ADULTOS: ESQUECIMENTO E DEPRESSÃO
Já nos adultos, o diagnóstico é mais complicado e o transtorno acaba dando lugar a outros problemas, como depressão, ansiedade e desorganização. "As pessoas acham que sou burra por conta desse distúrbio. Já fui até trabalhar com uma sandália diferente em cada pé", conta Sabrina Sato, ex-participante do "Big Brother Brasil" e que fez sucesso no programa "Pânico na TV". Os especialistas contam que os adultos não desenvolvem o TDAH, mas sim carregam o distúrbio desde pequenos. "Mais de 50% dos casos em crianças acabam chegando à idade adulta porque não receberam tratamento ainda na infância", diz a psicóloga Cacilda Amorim.
O portador se retrai com facilidade, não consegue manter o foco da atenção, tem dificuldades para lembrar as coisas, além de apresentar excesso de energia. "Tenho um paciente de 26 anos, que desde os 19, já passou por 18 empregos diferentes porque não consegue se firmar em nenhum. Tem um outro que certo dia não estava conseguindo chegar ao meu consultório porque pegou o metrô na direção contrária do que deveria.Quando ele se deu conta do equívoco, desceu e pegou o metrô correto, mas deixou passar a estação em que deveria parar. Então teve que descer novamente e pegar outro metrô", revela Cacilda Amorim.

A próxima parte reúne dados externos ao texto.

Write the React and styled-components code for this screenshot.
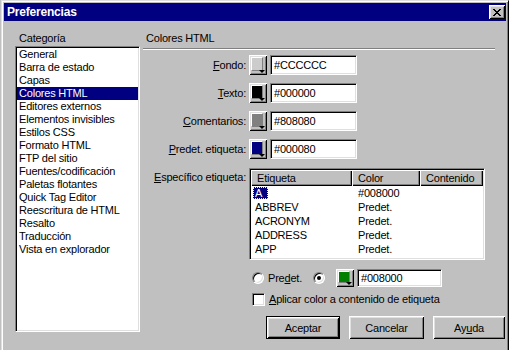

No TDAH na fase adulta, na qual é mais comum o uso de medicação, o neurologista frisa que é indispensável que a própria pessoa se dê conta do problema e possa discutir abertamente as dificuldades nas relações afetivas e no trabalho. "É uma forma de evitar a frustração sistemática de quem está à sua volta", afirma André Palmini. Organizar uma lista de tarefas diariamente e checá-la também é uma boa dica para ajudar a recuperar a concentração.
TEM CURA?
O Transtorno do Déficit de Atenção e Hiperatividade infelizmente não tem cura, mas é possível amenizar os sintomas com tratamento medicamentoso e terapia. A medicação é estimulante e faz com que o córtex afetado volte a funcionar normalmente, diminuindo os sintomas e oferecendo ao paciente maior poder de concentração. Os medicamentos devem ser acompanhados por uma terapia comportamental, para que o paciente consiga desenvolver os comportamentos necessários para superar as dificuldades. "A pessoa vai se ajustando à concentração de acordo com os medicamentos e a terapia comportamental-cognitiva vai trabalhar o autocontrole e ajustar o comportamento do paciente. A duração do tratamento varia de acordo com cada caso", afirma Ellen Assef. Cerca de 85% dos pacientes têm sucesso no tratamento, mas vale lembrar que os sintomas podem voltar futuramente, uma vez que o TDAH não tem cura.